Changes after the close of the Financial Year

Subsequent to the close of the financial year and up to the date of this Report, the Members of the Company, through Postal Ballot concluded on May 9, 2026, approved:

• the re-appointment of Mr. Sanjay Sinha (DIN: 08253225) as an Independent Director of the Company for a second consecutive term of five years with effect from May 27, 2026, not liable to retire by rotation;

• the regularisation of Mr. Mahesh Narayan Ghadi (DIN: 07137477) as a Non-Executive Non-Independent Director;

• the regularisation of Mr. Anil Grover (DIN: 11504116) as an Executive Director; and

• the regularisation of Ms. Bonani Roychoudhury (DIN: 10305089) as a Non-Executive Non-Independent Director.

The Board places on record its appreciation for the valuable guidance and contribution made by the Directors and Key Managerial Personnel during their association with the Company.

As on the date of this report, the Company has the following Key Managerial Persons as per Section 203 of the Act:

Name of the KMP Designation
Mr. Pratapsingh Nathani Chairman & Managing Director
Mr. Anil Grover Chief Executive Officer
Ms. Sneha Patel Chief Financial Officer
Ms. Diksha Shetty Company Secretary and Compliance Officer - Listing

STATEMENT OF DECLARATION BY INDEPENDENT DIRECTORS:

All Independent Directors have submitted requisite declarations confirming that they:

i. Continue to meet the criteria of independence as prescribed under Section 149(6) of the Act and Regulation 16(1)(b) of the SEBI Listing Regulations and are independent; and

ii. Continue to comply with the Code of Conduct laid down under Schedule IV of the Act.

iii. The Directors have further confirmed that they are not debarred from holding the office of director under any SEBI order or under the order of any such authority.

TERMS AND CONDITIONS OF APPOINTMENT OF INDEPENDENT DIRECTORS

The terms and conditions of the appointment of Independent Directors have been disclosed on the website of the Company https://beacontrustee.co.in/

BOARD COMMITTEES

As on the date of this report the Board has the following committees:

I. Audit Committee

II. Nomination and Remuneration Committee

III. Stakeholders Relationship Committee

DETAILS OF THE COMMITTEE AND THE MEETINGS OF THE COMMITTEES

I. AUDIT COMMITTEE

The Company has duly constituted the Audit Committee pursuant to the provisions of Section 177 of the Companies Act, 2013. The following Directors are members of Audit Committee:

Sr. No. Name of the Directors DIN Category
1 Mr. Vasan Paulraj 08394150 Chairman
2 Mr. Pratapsingh Nathani 07224752 Member
3 Mrs. Bhoomika A. Gupta 02630074 Member

All the members of the Audit Committee are financially literate. During the year under review, all the recommendations made by the Audit Committee were accepted by the Board.

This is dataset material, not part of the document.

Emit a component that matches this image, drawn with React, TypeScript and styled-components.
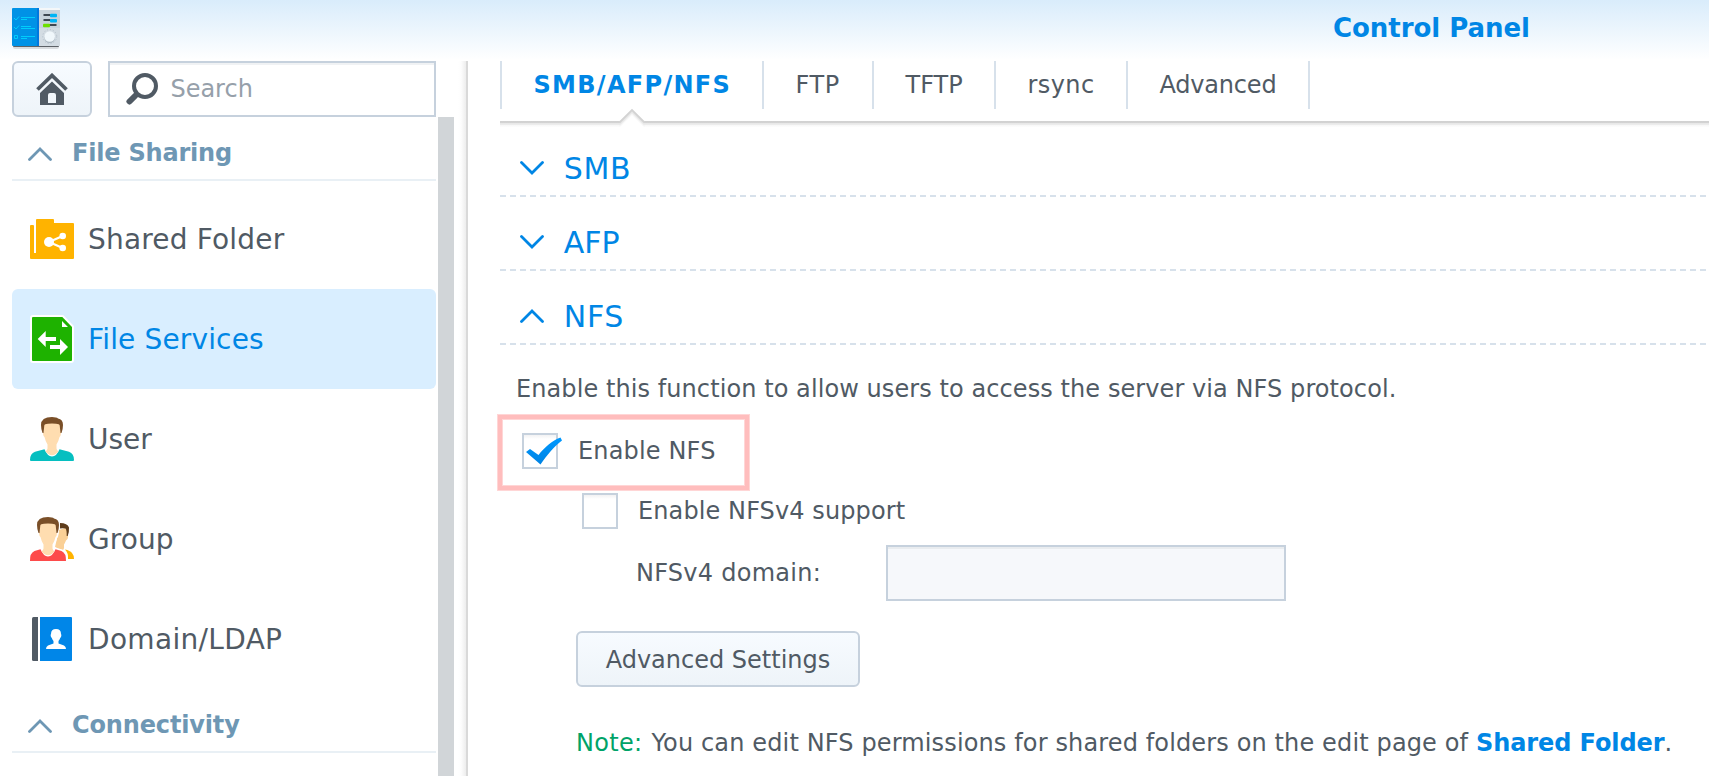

The following Meetings of the Audit Committee were held during the Financial Year 2025-26:

Sr. No. Date of Committee meetings Committee Strength Number of Members Present
1 May 24, 2025 3 3
2 July 25, 2025 3 3
3 September 16, 2025 3 3
4 November 13, 2025 3 3
5 March 27, 2026 3 3

VIGIL MECHANISM / WHISTLE BLOWER POLICY

The Company has established a vigil mechanism and accordingly framed a Whistle Blower Policy in accordance with the provisions of the Companies Act, 2013 and Rule 7 of the Companies (Meeting of the Board and its Power) Rules 2014.

Under the vigil mechanism, all directors, employees, business associates have direct access to the Chairman of the Audit Committee. The whistle blower policy can be accessed at https://beacontrustee.co.in/

II. NOMINATION AND REMUNERATION COMMITTEE

The Company has duly constituted the Nomination and Remuneration Committee pursuant to the provisions of Section 178 of the Companies Act, 2013. The following Directors are members of Nomination and Remuneration Committee:

Sr. No. Name of the Directors DIN Category
1 Mr. Sanjay Sinha 08253225 Chairman
2 Mr. Sanjay Bhasin 08484318 Member
3 Mr. Vasan Paulraj 08394150 Member

The following Meetings of the Nomination and Remuneration Committee were held during the Financial Year 2025-26:

Sr. No. Date of Committee meetings Committee Strength Number of Members Present
1 July 25, 2025 3 3
2 September 16, 2025 3 2
3 January 09, 2026 3 2
4 March 27, 2026 3 3

The Nomination and Remuneration Policy prepared in accordance with the provisions of Section 178 of the Companies Act, 2013 can be found on the website of the Company at https://beacontrustee.co.in/

III.STAKEHOLDERS RELATIONSHIP COMMITTEE

The Company has duly constituted the Stakeholders Relationship Committee pursuant to the provisions of Section 178 of the Companies Act, 2013. The following Directors are members of Stakeholders Relationship Committee:

Sr. No. Name of the Directors DIN Category
1 Mr. Vasan Paulraj 08394150 Chairman
2 Mr. Pratapsingh Nathani 07224752 Member
3 Mr. Jaydeep Bhattacharya 10623645 Member

The following Meetings of the Stakeholders Relationship Committee were held during the Financial Year 2025-26:

Sr. No. Date of Committee meetings Committee Strength Number of Members Present
1 March 27, 2026 3 3

DETAILS OF THE MEETINGS OF THE BOARD OF DIRECTORS

The Board meets at regular intervals to discuss and decide on Company/business policy and strategy apart from other Board business. The Directors of the Company duly met Six (6) times during the year, all the Board Meetings were conducted in due compliance with the Companies Act, 2013 and Secretarial Standards on Board Meeting.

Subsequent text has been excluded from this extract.